What is asked: Please report every line from the material that contains the word "React".
* * * *
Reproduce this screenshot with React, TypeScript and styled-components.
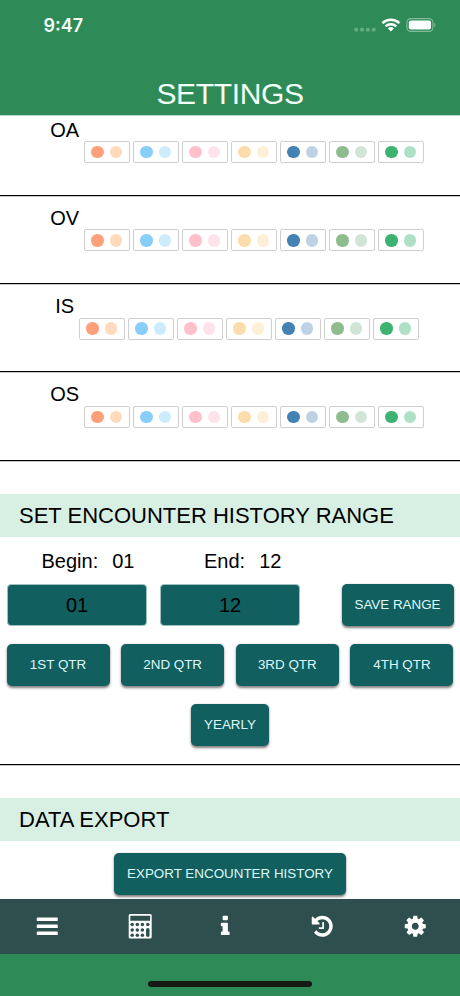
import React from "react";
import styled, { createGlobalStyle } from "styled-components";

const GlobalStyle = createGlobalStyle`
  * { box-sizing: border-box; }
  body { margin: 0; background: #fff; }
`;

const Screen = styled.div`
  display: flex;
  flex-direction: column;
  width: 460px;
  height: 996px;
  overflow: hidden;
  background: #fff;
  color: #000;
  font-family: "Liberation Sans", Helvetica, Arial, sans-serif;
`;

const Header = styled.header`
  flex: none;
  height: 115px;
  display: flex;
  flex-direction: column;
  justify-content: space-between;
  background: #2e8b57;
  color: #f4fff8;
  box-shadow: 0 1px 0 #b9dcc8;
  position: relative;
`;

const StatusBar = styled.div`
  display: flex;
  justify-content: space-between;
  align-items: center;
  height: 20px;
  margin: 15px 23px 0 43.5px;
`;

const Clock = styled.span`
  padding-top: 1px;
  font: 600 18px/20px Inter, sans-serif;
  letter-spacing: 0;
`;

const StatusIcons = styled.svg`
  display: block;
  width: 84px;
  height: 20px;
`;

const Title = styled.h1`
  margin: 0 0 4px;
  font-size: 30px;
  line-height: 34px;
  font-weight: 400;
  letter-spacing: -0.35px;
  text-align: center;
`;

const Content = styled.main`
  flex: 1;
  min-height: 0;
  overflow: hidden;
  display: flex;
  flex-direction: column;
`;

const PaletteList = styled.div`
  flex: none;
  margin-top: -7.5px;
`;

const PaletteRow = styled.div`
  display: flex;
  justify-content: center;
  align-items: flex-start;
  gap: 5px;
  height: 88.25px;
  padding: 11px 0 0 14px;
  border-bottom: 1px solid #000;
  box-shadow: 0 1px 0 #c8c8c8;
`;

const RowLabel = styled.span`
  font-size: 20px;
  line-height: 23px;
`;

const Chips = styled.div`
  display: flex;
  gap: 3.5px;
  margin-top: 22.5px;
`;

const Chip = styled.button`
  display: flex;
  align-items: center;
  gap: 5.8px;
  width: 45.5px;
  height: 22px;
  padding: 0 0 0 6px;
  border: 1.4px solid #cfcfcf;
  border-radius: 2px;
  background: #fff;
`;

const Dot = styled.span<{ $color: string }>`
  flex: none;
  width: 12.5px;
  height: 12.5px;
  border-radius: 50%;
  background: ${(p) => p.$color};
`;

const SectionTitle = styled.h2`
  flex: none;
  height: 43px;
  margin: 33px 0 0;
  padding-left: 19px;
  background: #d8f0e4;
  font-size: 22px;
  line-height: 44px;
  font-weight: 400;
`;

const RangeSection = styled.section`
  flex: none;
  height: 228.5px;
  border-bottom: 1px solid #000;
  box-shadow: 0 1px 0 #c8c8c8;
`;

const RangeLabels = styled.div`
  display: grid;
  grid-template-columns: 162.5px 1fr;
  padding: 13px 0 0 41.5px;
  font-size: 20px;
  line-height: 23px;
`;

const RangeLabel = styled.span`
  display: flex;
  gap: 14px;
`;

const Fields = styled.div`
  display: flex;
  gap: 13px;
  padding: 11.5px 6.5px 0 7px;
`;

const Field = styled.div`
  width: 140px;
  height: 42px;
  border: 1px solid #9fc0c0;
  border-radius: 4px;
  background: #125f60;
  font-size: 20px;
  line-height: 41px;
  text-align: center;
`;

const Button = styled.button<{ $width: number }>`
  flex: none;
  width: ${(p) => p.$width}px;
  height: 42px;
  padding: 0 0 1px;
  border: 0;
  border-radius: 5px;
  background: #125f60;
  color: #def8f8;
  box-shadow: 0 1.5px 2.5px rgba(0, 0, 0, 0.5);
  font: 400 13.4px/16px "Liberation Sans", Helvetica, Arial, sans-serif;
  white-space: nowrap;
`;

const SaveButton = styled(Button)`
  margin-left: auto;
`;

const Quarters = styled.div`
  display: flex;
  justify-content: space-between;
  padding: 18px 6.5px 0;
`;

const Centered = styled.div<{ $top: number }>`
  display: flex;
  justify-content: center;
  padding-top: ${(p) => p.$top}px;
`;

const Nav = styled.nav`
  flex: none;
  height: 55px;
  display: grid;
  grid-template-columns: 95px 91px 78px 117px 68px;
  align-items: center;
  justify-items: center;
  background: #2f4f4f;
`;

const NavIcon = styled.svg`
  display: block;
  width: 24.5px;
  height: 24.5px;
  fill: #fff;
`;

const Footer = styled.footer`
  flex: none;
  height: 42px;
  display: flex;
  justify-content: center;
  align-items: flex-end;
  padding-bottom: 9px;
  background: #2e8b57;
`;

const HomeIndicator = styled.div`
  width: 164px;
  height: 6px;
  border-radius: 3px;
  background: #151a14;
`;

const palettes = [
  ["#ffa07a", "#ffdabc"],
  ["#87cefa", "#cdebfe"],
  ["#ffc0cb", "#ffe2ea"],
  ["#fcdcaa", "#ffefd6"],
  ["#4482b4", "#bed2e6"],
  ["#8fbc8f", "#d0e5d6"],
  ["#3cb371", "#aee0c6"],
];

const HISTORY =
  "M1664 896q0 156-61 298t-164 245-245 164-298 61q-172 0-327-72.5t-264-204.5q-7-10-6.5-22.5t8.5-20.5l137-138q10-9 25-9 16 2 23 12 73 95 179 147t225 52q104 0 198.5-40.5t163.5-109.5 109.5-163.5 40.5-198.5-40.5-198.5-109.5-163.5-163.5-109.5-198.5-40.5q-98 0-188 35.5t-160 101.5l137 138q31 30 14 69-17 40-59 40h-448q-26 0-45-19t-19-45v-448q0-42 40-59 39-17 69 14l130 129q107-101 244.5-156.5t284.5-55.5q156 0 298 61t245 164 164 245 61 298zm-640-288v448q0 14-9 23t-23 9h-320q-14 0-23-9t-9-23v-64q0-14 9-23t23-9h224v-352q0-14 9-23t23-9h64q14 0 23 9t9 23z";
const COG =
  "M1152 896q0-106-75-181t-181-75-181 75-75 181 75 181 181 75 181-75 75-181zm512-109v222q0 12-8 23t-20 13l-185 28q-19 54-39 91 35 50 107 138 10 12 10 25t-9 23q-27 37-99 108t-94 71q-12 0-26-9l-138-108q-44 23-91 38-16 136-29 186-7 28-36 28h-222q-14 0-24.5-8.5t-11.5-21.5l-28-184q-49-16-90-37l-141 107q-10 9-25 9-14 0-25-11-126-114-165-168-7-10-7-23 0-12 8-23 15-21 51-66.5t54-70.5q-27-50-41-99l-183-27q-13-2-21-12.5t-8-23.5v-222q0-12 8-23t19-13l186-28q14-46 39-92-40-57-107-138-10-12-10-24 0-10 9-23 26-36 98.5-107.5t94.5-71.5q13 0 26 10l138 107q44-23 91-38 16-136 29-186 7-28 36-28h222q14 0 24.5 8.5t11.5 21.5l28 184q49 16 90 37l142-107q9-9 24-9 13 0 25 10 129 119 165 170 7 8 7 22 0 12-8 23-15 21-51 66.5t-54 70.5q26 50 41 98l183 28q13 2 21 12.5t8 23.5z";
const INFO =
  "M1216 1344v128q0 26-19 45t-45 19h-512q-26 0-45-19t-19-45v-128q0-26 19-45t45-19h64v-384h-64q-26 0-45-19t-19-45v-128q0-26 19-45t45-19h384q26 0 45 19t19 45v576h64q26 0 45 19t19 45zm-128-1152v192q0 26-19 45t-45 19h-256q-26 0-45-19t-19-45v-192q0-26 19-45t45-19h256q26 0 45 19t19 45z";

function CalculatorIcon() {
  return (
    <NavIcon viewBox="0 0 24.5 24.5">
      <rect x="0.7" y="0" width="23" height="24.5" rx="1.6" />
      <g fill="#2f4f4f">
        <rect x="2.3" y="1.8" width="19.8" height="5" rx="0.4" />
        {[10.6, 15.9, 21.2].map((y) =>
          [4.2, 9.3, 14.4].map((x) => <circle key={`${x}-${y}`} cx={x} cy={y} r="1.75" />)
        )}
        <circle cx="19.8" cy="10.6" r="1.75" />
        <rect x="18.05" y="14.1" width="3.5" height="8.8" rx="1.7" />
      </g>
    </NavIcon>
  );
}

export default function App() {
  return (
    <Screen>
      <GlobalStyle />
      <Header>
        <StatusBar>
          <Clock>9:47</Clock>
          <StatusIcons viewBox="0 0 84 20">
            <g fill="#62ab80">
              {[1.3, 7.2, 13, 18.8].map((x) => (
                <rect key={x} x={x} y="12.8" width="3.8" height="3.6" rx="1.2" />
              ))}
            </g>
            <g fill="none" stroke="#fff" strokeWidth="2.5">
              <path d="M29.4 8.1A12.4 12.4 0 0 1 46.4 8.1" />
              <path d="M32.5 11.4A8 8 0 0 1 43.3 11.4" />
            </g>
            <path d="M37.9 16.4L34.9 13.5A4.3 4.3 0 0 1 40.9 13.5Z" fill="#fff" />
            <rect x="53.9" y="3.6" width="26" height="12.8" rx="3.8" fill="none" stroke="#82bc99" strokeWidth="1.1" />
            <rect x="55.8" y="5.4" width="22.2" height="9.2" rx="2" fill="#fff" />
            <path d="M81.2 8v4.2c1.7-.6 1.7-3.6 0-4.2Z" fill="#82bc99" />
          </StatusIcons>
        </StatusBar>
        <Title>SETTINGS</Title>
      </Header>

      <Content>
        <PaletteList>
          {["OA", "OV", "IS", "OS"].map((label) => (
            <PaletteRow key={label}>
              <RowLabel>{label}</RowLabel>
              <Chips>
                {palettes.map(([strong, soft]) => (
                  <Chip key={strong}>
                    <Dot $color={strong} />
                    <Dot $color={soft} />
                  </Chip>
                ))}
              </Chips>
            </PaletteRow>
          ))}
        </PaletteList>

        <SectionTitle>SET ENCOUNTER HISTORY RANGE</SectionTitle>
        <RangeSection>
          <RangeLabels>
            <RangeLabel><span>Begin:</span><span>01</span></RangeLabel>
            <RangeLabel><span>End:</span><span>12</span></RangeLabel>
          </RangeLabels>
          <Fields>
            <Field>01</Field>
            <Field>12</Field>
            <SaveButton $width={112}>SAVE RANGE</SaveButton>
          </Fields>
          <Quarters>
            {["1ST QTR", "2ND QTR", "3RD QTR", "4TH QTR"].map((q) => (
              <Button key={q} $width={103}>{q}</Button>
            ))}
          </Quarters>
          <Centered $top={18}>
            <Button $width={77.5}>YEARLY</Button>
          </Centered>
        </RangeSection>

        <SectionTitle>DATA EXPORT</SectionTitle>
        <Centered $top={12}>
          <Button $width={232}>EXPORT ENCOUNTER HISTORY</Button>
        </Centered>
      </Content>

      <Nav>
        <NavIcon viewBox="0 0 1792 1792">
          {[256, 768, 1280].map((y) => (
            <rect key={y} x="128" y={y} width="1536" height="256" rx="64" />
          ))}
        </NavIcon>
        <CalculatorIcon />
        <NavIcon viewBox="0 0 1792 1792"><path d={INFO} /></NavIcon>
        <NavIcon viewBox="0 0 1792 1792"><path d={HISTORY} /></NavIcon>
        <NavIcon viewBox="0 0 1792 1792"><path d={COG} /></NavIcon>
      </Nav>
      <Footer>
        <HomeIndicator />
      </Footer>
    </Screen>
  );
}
* * * *
Output for this exercise:
Reproduce this screenshot with React, TypeScript and styled-components.
import React from "react";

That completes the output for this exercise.